Next door neighbors Connie, 56, and Frank Dangelo, 63, have called
various city agencies to complain about the noise and smoke more
than 30 times this summer. Like Knippel, Frank has asthma. He has
also been exposed to asbestos. “It hurts here,” he said,
pointing to his throat, adding that the feeling lingers for a couple
of days after he gets a whiff of the shisha.
Patrons at the Egyptian Cafe, located at 25-62 Steinway Street,
estimate there are 8 shisha cafes on the strip, 6 or 7 in Brooklyn
and 10 in Manhattan. The cafes serve an assortment of beverages,
including Turkish coffee and tea, which patrons let cool before
drinking. They also serve pastries, fruit and other food items.
The Egyptian Cafe has a big screen TV that plays Arabic-language
programming.
When the city banned smoking in bars in 2003, Health Department
agents visited some of the establishments and issued summonses (the
cafes don’t qualify for a cigar bar exemption because they
don’t serve alcohol). One owner received a $1,200 fine.
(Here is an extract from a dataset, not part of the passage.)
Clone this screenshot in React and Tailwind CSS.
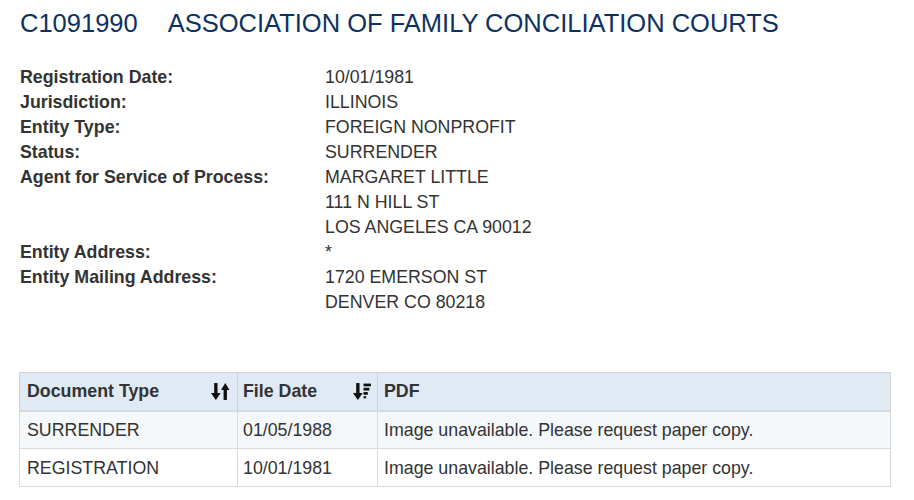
import React from "react";

const details = [
  { label: "Registration Date:", lines: ["10/01/1981"] },
  { label: "Jurisdiction:", lines: ["ILLINOIS"] },
  { label: "Entity Type:", lines: ["FOREIGN NONPROFIT"] },
  { label: "Status:", lines: ["SURRENDER"] },
  {
    label: "Agent for Service of Process:",
    lines: ["MARGARET LITTLE", "111 N HILL ST", "LOS ANGELES CA 90012"],
  },
  { label: "Entity Address:", lines: ["*"] },
  { label: "Entity Mailing Address:", lines: ["1720 EMERSON ST", "DENVER CO 80218"] },
];

const documents = [
  { type: "SURRENDER", date: "01/05/1988", pdf: "Image unavailable. Please request paper copy." },
  { type: "REGISTRATION", date: "10/01/1981", pdf: "Image unavailable. Please request paper copy." },
];

// icono de orden ambos sentidos
const SortBoth = () => (
  <svg width="19" height="19" viewBox="0 0 18 18" fill="#111">
    <rect x="3" y="1" width="3.2" height="11" />
    <polygon points="0,10.5 9.2,10.5 4.6,17" />
    <polygon points="9.5,7.5 17.5,7.5 13.5,1" />
    <rect x="11.9" y="7" width="3.2" height="10" />
  </svg>
);

// icono de orden descendente
const SortDesc = () => (
  <svg width="19" height="19" viewBox="0 0 18 18" fill="#111">
    <rect x="3" y="1" width="3.2" height="11" />
    <polygon points="0,10.5 9.2,10.5 4.6,17" />
    <rect x="10" y="1.5" width="7" height="2.6" />
    <rect x="10" y="5.5" width="5.5" height="2.6" />
    <rect x="10" y="9.5" width="4" height="2.6" />
    <rect x="10" y="13.5" width="2.5" height="2" />
  </svg>
);

export default function App() {
  return (
    <div
      className="min-h-screen bg-white text-[#333] px-[19px] pt-[5px]"
      style={{ fontFamily: '"Liberation Sans", Arial, sans-serif' }}
    >
      <h1 className="text-[25.5px] leading-[36px] text-[#0f3161] flex pl-px">
        <span>C1091990</span>
        <span className="ml-[30px]">ASSOCIATION OF FAMILY CONCILIATION COURTS</span>
      </h1>

      <div className="mt-[24px] text-[17.8px] leading-[25px] pl-px">
        {details.map((d) => (
          <div key={d.label} className="flex">
            <div className="w-[305px] font-bold">{d.label}</div>
            <div>
              {d.lines.map((l) => (
                <div key={l}>{l}</div>
              ))}
            </div>
          </div>
        ))}
      </div>

      <table className="mt-[57px] w-[872px] border-collapse border border-[#cfd3d6] text-[17.8px]">
        <thead>
          <tr className="bg-[#dfeaf4] h-[38px]">
            <th className="w-[218px] border border-[#cfd3d6] border-b-2 border-b-[#d6dadd] px-[7px] text-left font-bold">
              <div className="flex items-center justify-between">
                <span>Document Type</span>
                <SortBoth />
              </div>
            </th>
            <th className="w-[140px] border border-[#cfd3d6] border-b-2 border-b-[#d6dadd] px-[5px] text-left font-bold">
              <div className="flex items-center justify-between">
                <span>File Date</span>
                <SortDesc />
              </div>
            </th>
            <th className="border border-[#cfd3d6] border-b-2 border-b-[#d6dadd] px-[6px] text-left font-bold">
              PDF
            </th>
          </tr>
        </thead>
        <tbody>
          {documents.map((doc, i) => (
            <tr key={doc.type} className={`h-[38px] ${i % 2 === 0 ? "bg-[#f5f8fb]" : "bg-white"}`}>
              <td className="border border-[#d9dcdf] px-[7px] pt-px">{doc.type}</td>
              <td className="border border-[#d9dcdf] px-[5px] pt-px">{doc.date}</td>
              <td className="border border-[#d9dcdf] px-[6px] pt-px">{doc.pdf}</td>
            </tr>
          ))}
        </tbody>
      </table>
    </div>
  );
}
The cafes then received a cultural exemption from the ban, but that
did not end visits from law enforcement. Nabile Abrahim, 34, who
manages the Layali Beirut, said police officers started visiting
his cafe two months ago in response to 311 calls complaining about
the noise and smoke coming from a tent the cafe had erected in its
backyard. Inspectors from the Health Department also came, as did
three television news crews.
Abrahim said the inspectors found nothing wrong, and the police
officers stopped coming by after failing to find evidence that the
smoke from his tent was an undue nuisance. “We’ve been
here two years. Why did this start just now?”
Residents living behind the two cafes said they started complaining
this summer because the smoke travels further and lingers in the
muggy weather.
But they said the smoke began to bother them long before that. “Two
years ago when I sat at my desk, my nose would hurt real bad,”
said Laurie Lunenberg, 46, who brought the issue up at a local community
board meeting, thus attracting the TV news crews.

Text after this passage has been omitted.